On Friday, Precinct 4 Justice of the Peace Linda Penn announced a six-month pilot program under which she will order truant students who pass through her court to wear global positioning system, or GPS, tracking units around their ankles.
"Student and parents must understand that attending school is not optional," Penn said. "It is mandatory. It is the law."
The number of truancy cases filed by Bexar County school districts increased to 20,344 in 2007-08 from 14,114 in 2004-05, according to information provided by the county.
Those figures include cases filed against students and separate cases filed against their parents.
Penn will start ordering the use of GPS monitoring devices beginning with the 2008-09 school year, which starts Monday, reports San Antonio Express.
Hers will be the only of Bexar County's four justice of the peace precincts to use the anklets — thick, black bracelets that can't be removed. They are similar to the devices that are worn by individuals placed under house arrest.
Penn said she would target specific categories of truant students in determining who should wear the devices: Those with gang affiliations, those who are runaways, who are habitually and excessively truant and/or have or have had more than one case in her court.
The length of time students will have to wear the anklets will vary by case.
East Central, Judson, Northside and San Antonio school districts — districts that file cases with her East Side court — will participate in the program. She anticipates about 50 students will be ordered to wear them.
Penn said she didn't have a cost estimate for the program — her office will pick up the tab — or how much a single device costs.
Electronic monitoring is the newest component of Penn's overall truancy reduction plan, which was launched four years ago and includes mentoring, tutoring and counseling.
Statistics show truant students are more likely to engage in criminal behavior, join gangs and drop out of school.
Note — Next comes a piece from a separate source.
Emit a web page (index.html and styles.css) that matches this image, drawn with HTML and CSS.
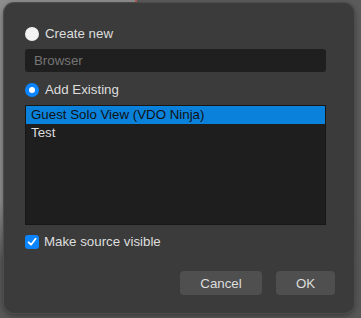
FILE: index.html
```html
<!DOCTYPE html>
<html lang="en">
<head>
  <meta charset="UTF-8" />
  <title>Add Source</title>
  <link rel="stylesheet" href="styles.css">
</head>
<body>
  <div class="dialog">
    <div class="form">
      <label class="option">
        <span class="radio"></span>
        Create new
      </label>

      <div class="name-input">Browser</div>

      <label class="option">
        <span class="radio checked"></span>
        Add Existing
      </label>

      <ul class="source-list">
        <li class="selected">Guest Solo View (VDO Ninja)</li>
        <li>Test</li>
      </ul>

      <label class="option visible-option">
        <span class="checkbox">
          <svg width="10" height="10" viewBox="0 0 10 10">
            <path d="M1.6 5.3 L4 7.7 L8.6 1.8" fill="none" stroke="#fff" stroke-width="1.8" stroke-linecap="round" stroke-linejoin="round"/>
          </svg>
        </span>
        Make source visible
      </label>
    </div>

    <div class="buttons">
      <button class="btn cancel">Cancel</button>
      <button class="btn ok">OK</button>
    </div>
  </div>
</body>
</html>
```

FILE: styles.css
```css
* {
  box-sizing: border-box;
  margin: 0;
  padding: 0;
}

body {
  width: 361px;
  height: 318px;
  overflow: hidden;
  padding: 3px 7px 5px 4px;
  font-family: 'Liberation Sans', Arial, sans-serif;
  font-size: 13.3px;
  color: #dedede;
  background:
    linear-gradient(to bottom, transparent 0 200px, #575757 260px),
    linear-gradient(to right, #8d8d8d 0 135px, #b35a5e 135px 137px, #5b5b5b 137px);
}

.dialog {
  width: 350px;
  height: 310px;
  background: #3b3b3b;
  border-radius: 10px;
  box-shadow: 0 0 0 1px #4c4c4c, 0 2px 6px rgba(0, 0, 0, 0.45);
  padding: 22px 19px 0 21px;
  display: flex;
  flex-direction: column;
}

.form {
  width: 301px;
  display: flex;
  flex-direction: column;
}

.option {
  height: 18px;
  display: flex;
  align-items: center;
  gap: 6px;
  line-height: 18px;
}

.radio {
  width: 14px;
  height: 14px;
  border-radius: 50%;
  background: #f2f2f2;
  display: flex;
  align-items: center;
  justify-content: center;
}

.radio.checked {
  background: #0a84ff;
}

.radio.checked::after {
  content: "";
  width: 6px;
  height: 6px;
  border-radius: 50%;
  background: #ffffff;
}

.name-input {
  margin-top: 6px;
  height: 23px;
  line-height: 23px;
  padding-left: 9px;
  background: #1f1f1f;
  border-radius: 3px;
  color: #757575;
}

.name-input + .option {
  margin-top: 9px;
}

.source-list {
  list-style: none;
  margin-top: 6px;
  height: 120px;
  background: #1e1e1e;
  border: 1px solid #171717;
}

.source-list li {
  height: 18px;
  line-height: 18px;
  padding-left: 5px;
  color: #dcdcdc;
}

.source-list li.selected {
  background: #0a82dc;
  color: #111111;
}

.visible-option {
  margin-top: 8px;
  gap: 5px;
}

.checkbox {
  width: 14px;
  height: 14px;
  border-radius: 3px;
  background: #0a84ff;
  display: flex;
  align-items: center;
  justify-content: center;
}

.buttons {
  margin-top: 20px;
  display: flex;
  justify-content: flex-end;
  gap: 14px;
}

.btn {
  height: 24px;
  border: none;
  border-radius: 4px;
  background: #4f4f4f;
  color: #dedede;
  font-family: 'Liberation Sans', Arial, sans-serif;
  font-size: 13.3px;
}

.cancel {
  width: 82px;
}

.ok {
  width: 59px;
}
```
And when they drop out, not only do they hurt themselves by diminishing their earning power, but also they put a strain on the local economy and add to the jail and prison populations.
"We have a bloated jail because we have not addressed the front end of the system adequately enough to stop them from getting there in the first place," said County Commissioner Tommy Adkisson, who joined Penn, and Police Chief William McManus in unveiling the program.
Adkisson also pointed out that school district budgets are hit by truant students because their state funding is based on student attendance.
Penn pointed to the Midland program, saying the attendance rate for truants in that program increased to higher than 90 percent. And the Dallas Morning News reported in May that attendance by students in that program went from 84 percent to 97 percent in a six-week period.
But civil liberties advocates are worried: Tim Sparapani, senior legislative counselor for the American Civil Liberties Union, said he could understand using such devices as a last resort for students with the severest of truancy problems, but worries that it could open the door to more widespread use.
"It seems like a novel approach, but again, we have to be cautious that we don't become overzealous and begin to expand it to all students, or students who are occasionally truant," Sparapani said. "Direct monitoring of minors has never been necessary before, and it isn't necessary now just because there's technology that permits it."